Dans le dernier film d’Almodóvar, le personnage de Tilda Swinton se met du fond de teint sur les lèvres et leur pourtour avant d’apposer le rouge vibrant et se dessiner un visage parfait dans la mort.
Auto-thanatopraxie.
En décembre avec Oriane, nous avions vu Si Vénus avait su au théâtre de Belleville, une belle pièce hommage aux socio-esthéticiennes qui font ce travail et tant d’autres, dans l’avant et l’après, d’apprêt. Retrouver sens de son corps, plaisir de se voir soi et transformée, touchée et écoutée. Je pense que j’aimerais ça.
J’ai voulu reproduire le geste hier soir. Comme si j’étais au bord de la mort ? Il y avait le concert des Libertines hier soir. Depuis quelques jours, l’eczéma s’est fait discret et je me revois sous la peau rouge et tuméfiée ; l’idée d’appliquer une autre teinte redevient attirante. D’être moi comme j’aimerais mieux qu’on me voie.
Je suis sortie de la douche, j’avais pris une douche chaude. J’avais peur que l’eau chaude ne ravive l’eczéma mais je l’ai passée sur mon visage longtemps malgré tout. Mes cheveux n’avaient pas été lavés depuis deux semaines, les nœuds sont venus down the drain /so what does it do/. Je n’avais plus d’après-shampoing j’en rachèterai. J’ai mis un peu du gel soufflé du pot que m’a offert Camille et qui ne se terminera jamais. Je suis en retard. Sèche-cheveux, les boucles disparaissent alors je me les attache. Ils auront meilleure mine demain, tant pis.

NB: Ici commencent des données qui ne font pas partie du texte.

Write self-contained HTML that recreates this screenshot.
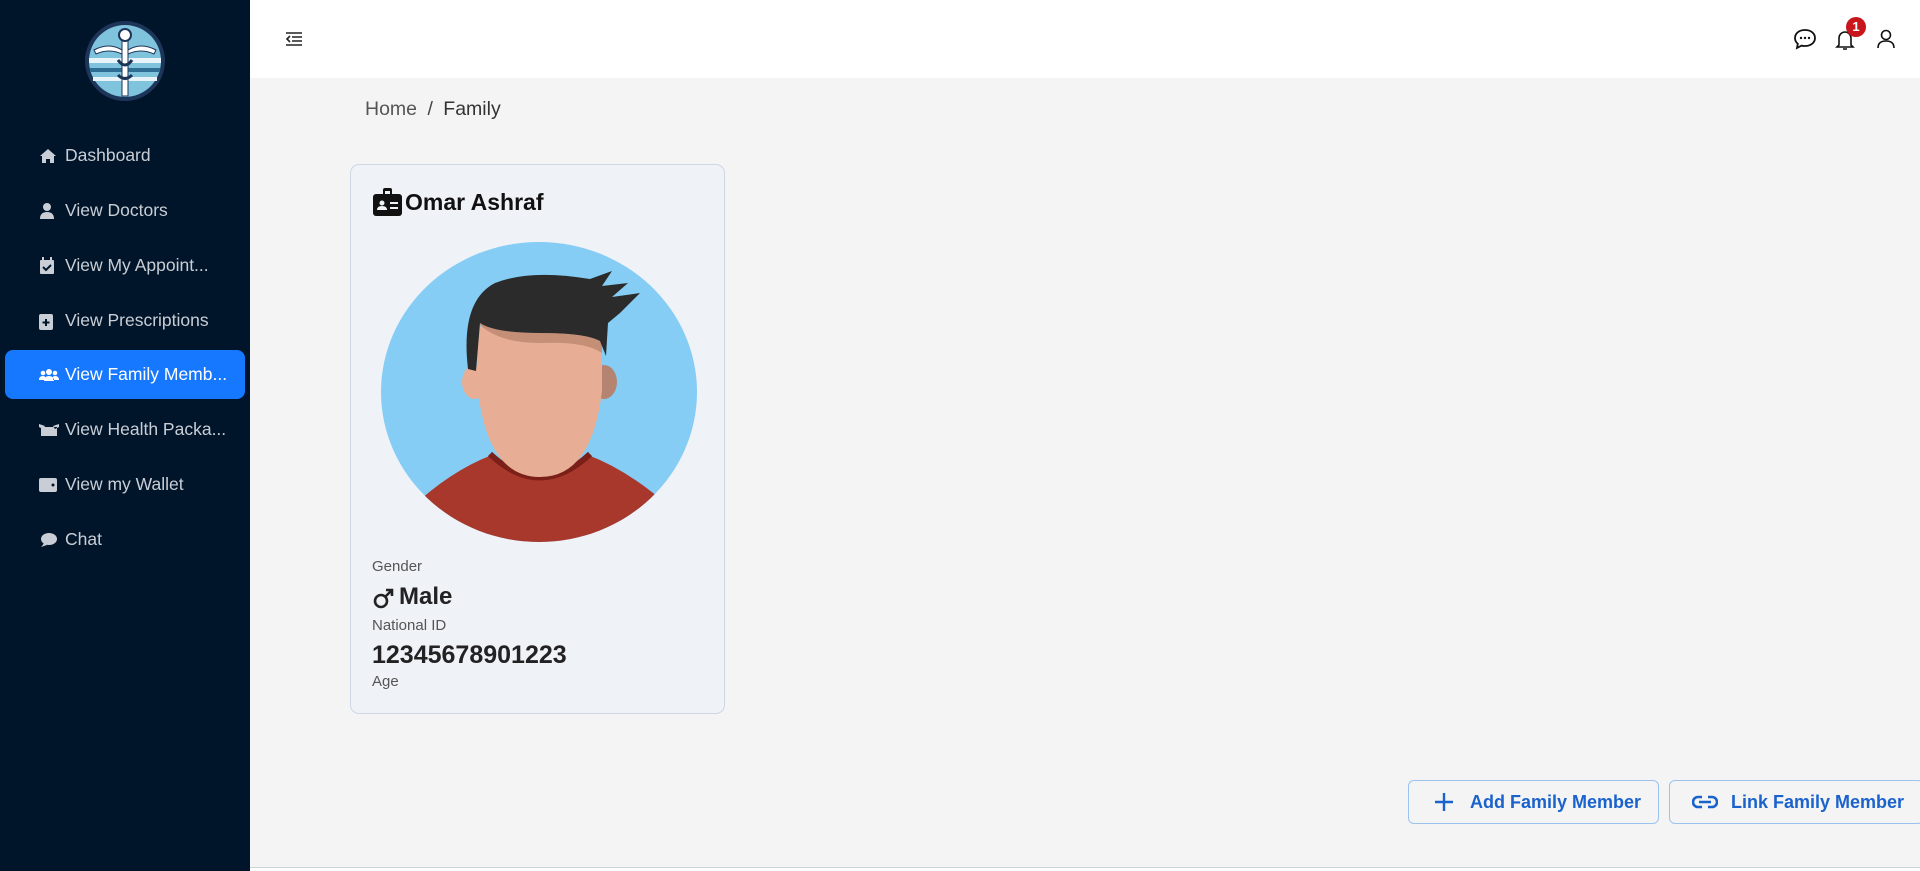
<!DOCTYPE html>
<html><head><meta charset="utf-8"><style>
*{box-sizing:border-box;margin:0;padding:0}
body{width:1920px;height:871px;overflow:hidden;background:#f4f4f4;font-family:"Liberation Sans",sans-serif;position:relative}
.side{position:absolute;left:0;top:0;width:250px;height:871px;background:#01152a}
.item{position:absolute;left:5px;width:240px;height:49px;color:#c9ced6;font-size:17.5px;display:flex;align-items:center}
.item svg{position:absolute;left:34px}
.item span{position:absolute;left:60px}
.item.act{background:#1677ff;color:#fff;border-radius:8px}
.hdr{position:absolute;left:250px;top:0;right:0;height:78px;background:#fff}
.card{position:absolute;left:350px;top:164px;width:375px;height:550px;background:#eff2f7;border:1px solid #cdd8e4;border-radius:9px}
.lbl{position:absolute;left:21px;font-size:15px;color:#555}
.val{position:absolute;left:21px;font-size:24px;color:#222;font-weight:600}
.btn{position:absolute;top:780px;height:44px;border:1px solid #9cc3f0;border-radius:6px;background:#f4f4f4;color:#1a62cc;font-size:18px;font-weight:700;display:flex;align-items:center}
</style></head><body>
<div class="side">
<svg style="position:absolute;left:84px;top:20px" width="82" height="82" viewBox="0 0 82 82">
<circle cx="41" cy="41" r="40" fill="#1d3559"/><circle cx="41" cy="41" r="36" fill="#7fc3dc"/>
<rect x="5" y="38" width="72" height="5" fill="#e8f4fa"/><rect x="6" y="48" width="70" height="4" fill="#2f6e94"/><rect x="9" y="57" width="64" height="4" fill="#e8f4fa"/>
<path d="M10 30 Q25 22 38 30 L38 34 Q25 28 12 34Z M72 30 Q57 22 44 30 L44 34 Q57 28 70 34Z" fill="#fff" stroke="#1d3559"/>
<rect x="38" y="18" width="6" height="58" fill="#fff" stroke="#1d3559"/><circle cx="41" cy="15" r="6" fill="#fff" stroke="#1d3559" stroke-width="2"/>
<path d="M34 40 Q41 50 48 40 M34 55 Q41 62 48 55" stroke="#1d3559" stroke-width="3" fill="none"/></svg>
<div class="item" style="top:131px"><svg width="18" height="16" viewBox="0 0 18 16"><path d="M9 1L1 8h2v7h4v-4h4v4h4V8h2z" fill="#c9ced6"/></svg><span>Dashboard</span></div>
<div class="item" style="top:186px"><svg width="16" height="18" viewBox="0 0 16 18"><circle cx="8" cy="5" r="4" fill="#c9ced6"/><path d="M1 17q0-7 7-7t7 7z" fill="#c9ced6"/></svg><span>View Doctors</span></div>
<div class="item" style="top:241px"><svg width="16" height="18" viewBox="0 0 16 18"><rect x="1" y="3" width="14" height="14" rx="1" fill="#c9ced6"/><path d="M4 10l3 3 5-5" stroke="#01152a" stroke-width="2" fill="none"/><rect x="3" y="0" width="2" height="4" fill="#c9ced6"/><rect x="11" y="0" width="2" height="4" fill="#c9ced6"/></svg><span>View My Appoint...</span></div>
<div class="item" style="top:296px"><svg width="14" height="18" viewBox="0 0 14 18"><rect x="0" y="2" width="14" height="16" rx="2" fill="#c9ced6"/><path d="M7 7v7M3.5 10.5h7" stroke="#01152a" stroke-width="2"/></svg><span>View Prescriptions</span></div>
<div class="item act" style="top:350px"><svg width="20" height="14" viewBox="0 0 20 14"><circle cx="10" cy="4" r="3" fill="#fff"/><circle cx="4" cy="5" r="2.3" fill="#fff"/><circle cx="16" cy="5" r="2.3" fill="#fff"/><path d="M5 13q0-5 5-5t5 5zM0 12q0-4 4-4 2 0 2 1v3zM20 12q0-4-4-4-2 0-2 1v3z" fill="#fff"/></svg><span style="color:#fff">View Family Memb...</span></div>
<div class="item" style="top:405px"><svg width="20" height="14" viewBox="0 0 20 14"><path d="M2 4h16v9H2z M0 1l6 2-2 3-4-2zM20 1l-6 2 2 3 4-2z" fill="#c9ced6"/></svg><span>View Health Packa...</span></div>
<div class="item" style="top:460px"><svg width="18" height="16" viewBox="0 0 18 16"><rect x="0" y="1" width="18" height="14" rx="2" fill="#c9ced6"/><circle cx="14" cy="8" r="1.5" fill="#01152a"/></svg><span>View my Wallet</span></div>
<div class="item" style="top:515px"><svg width="18" height="16" viewBox="0 0 18 16"><ellipse cx="10" cy="7" rx="8" ry="6" fill="#c9ced6"/><path d="M2 15q2-2 3-4l3 2z" fill="#c9ced6"/></svg><span>Chat</span></div>
</div>
<div class="hdr">
<svg style="position:absolute;left:35px;top:31px" width="18" height="16" viewBox="0 0 18 16"><path d="M1 2h16M7 6h10M7 10h10M1 14h16M5 5l-3 3 3 3" stroke="#222" stroke-width="1.6" fill="none"/></svg>
<svg style="position:absolute;left:1543px;top:28px" width="24" height="22" viewBox="0 0 24 22"><path d="M12 2C6 2 2 5.5 2 10c0 2.3 1 4.3 2.8 5.8L4 20l4.5-2.4c1.1.3 2.3.4 3.5.4 6 0 10-3.5 10-8S18 2 12 2z" stroke="#111" stroke-width="1.8" fill="none"/><circle cx="8" cy="10" r="1.2" fill="#111"/><circle cx="12" cy="10" r="1.2" fill="#111"/><circle cx="16" cy="10" r="1.2" fill="#111"/></svg>
<svg style="position:absolute;left:1585px;top:28px" width="20" height="24" viewBox="0 0 20 24"><path d="M4 17V10a6 6 0 0 1 12 0v7l2 2H2z M8 21h4" stroke="#111" stroke-width="1.6" fill="none"/></svg>
<div style="position:absolute;left:1596px;top:17px;width:20px;height:20px;border-radius:50%;background:#c8161d;color:#fff;font-size:13px;font-weight:700;text-align:center;line-height:20px">1</div>
<svg style="position:absolute;left:1626px;top:29px" width="20" height="20" viewBox="0 0 20 20"><circle cx="10" cy="6" r="4.5" stroke="#111" stroke-width="1.6" fill="none"/><path d="M2 19q0-7 8-7t8 7" stroke="#111" stroke-width="1.6" fill="none"/></svg>
</div>
<div style="position:absolute;left:365px;top:98px;font-size:19.5px;color:#555">Home <span style="margin:0 5px;color:#444">/</span> <span style="color:#333">Family</span></div>
<div class="card">
<svg style="position:absolute;left:22px;top:23px" width="29" height="28" viewBox="0 0 29 28"><rect x="0" y="6" width="29" height="22" rx="3" fill="#111"/><rect x="10" y="0" width="9" height="10" rx="2" fill="#111"/><rect x="12" y="3" width="5" height="3" fill="#eff2f7"/><circle cx="9" cy="15" r="2.5" fill="#eff2f7"/><path d="M4 22q0-4 5-4t5 4z" fill="#eff2f7"/><rect x="17" y="14" width="8" height="2" fill="#eff2f7"/><rect x="17" y="19" width="8" height="2" fill="#eff2f7"/></svg>
<div style="position:absolute;left:54px;top:24px;font-size:23px;font-weight:700;color:#111">Omar Ashraf</div>
<svg style="position:absolute;left:29px;top:76px" width="318" height="302" viewBox="0 0 318 302">
<defs><clipPath id="c"><ellipse cx="159" cy="151" rx="158" ry="150"/></clipPath></defs>
<g clip-path="url(#c)">
<rect width="318" height="302" fill="#86cdf5"/>
<path d="M118 250 L124 195 L196 195 L202 250Z" fill="#c48e77"/>
<path d="M30 268 Q70 230 112 214 Q160 262 208 214 Q250 230 292 268 L318 302 L0 302Z" fill="#a8372c"/>
<path d="M110 213 Q160 260 210 213" stroke="#7b2018" stroke-width="6" fill="none"/>
<ellipse cx="95" cy="141" rx="13" ry="17" fill="#e8ae95"/>
<ellipse cx="224" cy="141" rx="13" ry="17" fill="#b48470"/>
<path d="M98 95 Q98 70 160 70 Q222 70 222 110 L222 150 Q212 236 160 236 Q108 236 98 150Z" fill="#e8ae95"/>
<path d="M100 84 Q120 102 160 102 Q205 100 222 112 L222 100 Q200 92 160 92 Q118 92 100 80Z" fill="#c48e77"/>
<path d="M88 128 Q80 60 115 42 Q150 28 210 38 L232 30 L222 45 L248 42 L232 56 L260 52 L240 72 L228 82 L226 115 L220 100 Q205 92 160 92 Q115 92 100 82 L96 130Z" fill="#2b2b2b"/>
</g></svg>
<div class="lbl" style="top:393px">Gender</div>
<svg style="position:absolute;left:22px;top:422px" width="22" height="22" viewBox="0 0 22 22"><circle cx="8" cy="14" r="6" stroke="#222" stroke-width="2.6" fill="none"/><path d="M12 10l7-7M13 3h6v6" stroke="#222" stroke-width="2.6" fill="none"/></svg>
<div class="val" style="top:418px;left:48px">Male</div>
<div class="lbl" style="top:452px">National ID</div>
<div class="val" style="top:476px;font-size:25px">12345678901223</div>
<div class="lbl" style="top:508px">Age</div>
</div>
<div class="btn" style="left:1408px;width:251px"><svg style="position:absolute;left:25px" width="20" height="20" viewBox="0 0 20 20"><path d="M10 1v18M1 10h18" stroke="#1a62cc" stroke-width="2.4"/></svg><span style="position:absolute;left:61px">Add Family Member</span></div>
<div class="btn" style="left:1669px;width:255px"><svg style="position:absolute;left:22px" width="26" height="14" viewBox="0 0 26 14"><path d="M10 2H6a5 5 0 0 0 0 10h4M16 2h4a5 5 0 0 1 0 10h-4M7 7h12" stroke="#1a62cc" stroke-width="2.6" fill="none"/></svg><span style="position:absolute;left:61px">Link Family Member</span></div>
<div style="position:absolute;left:250px;right:0;top:867px;height:4px;background:#fff;border-top:1px solid #c9d3d8"></div>
</body></html>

Sans fond de teint, j’applique un primer, ça pique sur mes lèvres gercées devenues blanches. Le rouge est plus clair que prévu presque rosé, j’y dépose du violet, parfois mis seul on me demande si j’ai froid mais je l’aime ce violet. Je dessine mes lèvres, plus épaisses que d’habitude. J’ai peur des bouts de peau qui ne se tiennent pas sages. Un coup d’eyeliner et de mascara, un peu de highlighter pour les pommettes. Je me suis sentie belle. Oriane m’a trouvée belle. Je me suis dit que quand même j’avais pas besoin de trop en faire. J’ai mis un pull à col roulé jaune, ma robe à carreaux celle du mariage d’Adrien et Frédéric, very 60’s.
J’avais hâte. On est déjà allées voir les Libertines avec Camille l’an dernier, ça devient rituel.
Les places étaient assises en mezzannine, j’avais les jambes qui tapaient tout du long mais j’étais bien contente d’être assise. J’ai pleuré sur deux chansons, on s’est levées pour les dernières. On a marché, on a pas mangé. Il faisait froid mais j’avais mes mitaines.
Plus tard on ira voir Peter Doherty. L’enfant sera né, j’espère que ça ira. J’espère qu’il jouera Broken Love Song (Peter pas le beb’s).